▶ Task objective:
Word for word, copy all the data and drop the pictures.

-- START OF Recorded information --

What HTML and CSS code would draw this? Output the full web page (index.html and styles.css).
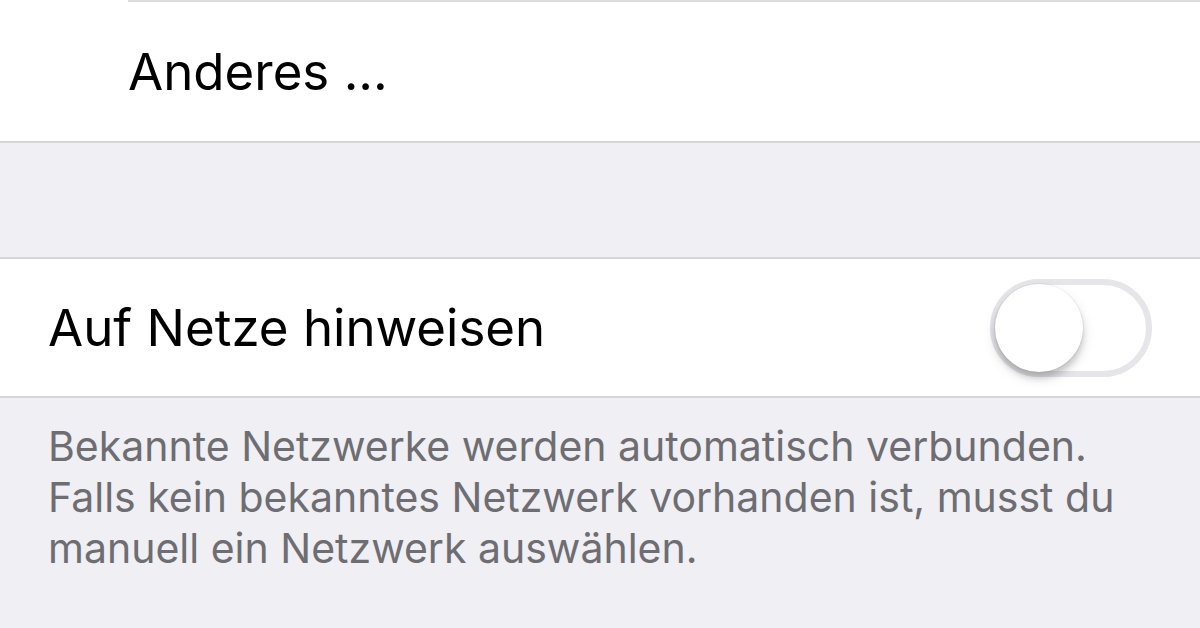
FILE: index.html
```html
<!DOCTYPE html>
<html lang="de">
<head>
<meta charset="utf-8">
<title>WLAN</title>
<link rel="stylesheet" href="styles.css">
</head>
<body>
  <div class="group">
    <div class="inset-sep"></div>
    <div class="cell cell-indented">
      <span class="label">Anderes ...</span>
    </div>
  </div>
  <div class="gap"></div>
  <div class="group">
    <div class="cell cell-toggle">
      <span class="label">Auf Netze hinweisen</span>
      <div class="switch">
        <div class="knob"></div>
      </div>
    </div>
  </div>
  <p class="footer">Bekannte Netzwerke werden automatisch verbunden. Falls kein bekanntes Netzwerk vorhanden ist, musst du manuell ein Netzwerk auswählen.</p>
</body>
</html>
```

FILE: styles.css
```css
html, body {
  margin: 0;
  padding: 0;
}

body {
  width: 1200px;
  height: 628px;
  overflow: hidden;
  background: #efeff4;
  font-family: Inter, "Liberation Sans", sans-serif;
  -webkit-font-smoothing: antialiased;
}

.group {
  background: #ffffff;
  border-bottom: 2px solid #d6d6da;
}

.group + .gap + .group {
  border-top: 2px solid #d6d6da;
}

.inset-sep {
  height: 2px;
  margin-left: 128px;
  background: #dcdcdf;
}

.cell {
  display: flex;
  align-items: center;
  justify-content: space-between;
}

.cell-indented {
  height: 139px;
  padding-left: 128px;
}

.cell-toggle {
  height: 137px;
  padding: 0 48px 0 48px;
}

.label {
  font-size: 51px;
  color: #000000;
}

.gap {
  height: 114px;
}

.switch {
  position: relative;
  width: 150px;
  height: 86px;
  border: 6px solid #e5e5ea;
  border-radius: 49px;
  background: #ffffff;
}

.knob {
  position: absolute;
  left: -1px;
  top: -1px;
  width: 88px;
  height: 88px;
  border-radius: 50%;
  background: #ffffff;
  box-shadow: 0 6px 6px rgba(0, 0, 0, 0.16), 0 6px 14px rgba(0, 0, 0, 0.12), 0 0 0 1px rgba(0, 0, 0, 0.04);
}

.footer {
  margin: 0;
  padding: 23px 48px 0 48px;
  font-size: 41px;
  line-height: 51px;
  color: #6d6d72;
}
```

-- END OF Recorded information --

▶ Finished answer:
What HTML and CSS code would draw this? Output the full web page (index.html and styles.css).
FILE: index.html
```html
<!DOCTYPE html>
<html lang="de">
<head>
<meta charset="utf-8">
<title>WLAN</title>
<link rel="stylesheet" href="styles.css">
</head>
<body>
  <div class="group">
    <div class="inset-sep"></div>
    <div class="cell cell-indented">
      <span class="label">Anderes ...</span>
    </div>
  </div>
  <div class="gap"></div>
  <div class="group">
    <div class="cell cell-toggle">
      <span class="label">Auf Netze hinweisen</span>
      <div class="switch">
        <div class="knob"></div>
      </div>
    </div>
  </div>
  <p class="footer">Bekannte Netzwerke werden automatisch verbunden. Falls kein bekanntes Netzwerk vorhanden ist, musst du manuell ein Netzwerk auswählen.</p>
</body>
</html>
```

FILE: styles.css
```css
html, body {
  margin: 0;
  padding: 0;
}

body {
  width: 1200px;
  height: 628px;
  overflow: hidden;
  background: #efeff4;
  font-family: Inter, "Liberation Sans", sans-serif;
  -webkit-font-smoothing: antialiased;
}

.group {
  background: #ffffff;
  border-bottom: 2px solid #d6d6da;
}

.group + .gap + .group {
  border-top: 2px solid #d6d6da;
}

.inset-sep {
  height: 2px;
  margin-left: 128px;
  background: #dcdcdf;
}

.cell {
  display: flex;
  align-items: center;
  justify-content: space-between;
}

.cell-indented {
  height: 139px;
  padding-left: 128px;
}

.cell-toggle {
  height: 137px;
  padding: 0 48px 0 48px;
}

.label {
  font-size: 51px;
  color: #000000;
}

.gap {
  height: 114px;
}

.switch {
  position: relative;
  width: 150px;
  height: 86px;
  border: 6px solid #e5e5ea;
  border-radius: 49px;
  background: #ffffff;
}

.knob {
  position: absolute;
  left: -1px;
  top: -1px;
  width: 88px;
  height: 88px;
  border-radius: 50%;
  background: #ffffff;
  box-shadow: 0 6px 6px rgba(0, 0, 0, 0.16), 0 6px 14px rgba(0, 0, 0, 0.12), 0 0 0 1px rgba(0, 0, 0, 0.04);
}

.footer {
  margin: 0;
  padding: 23px 48px 0 48px;
  font-size: 41px;
  line-height: 51px;
  color: #6d6d72;
}
```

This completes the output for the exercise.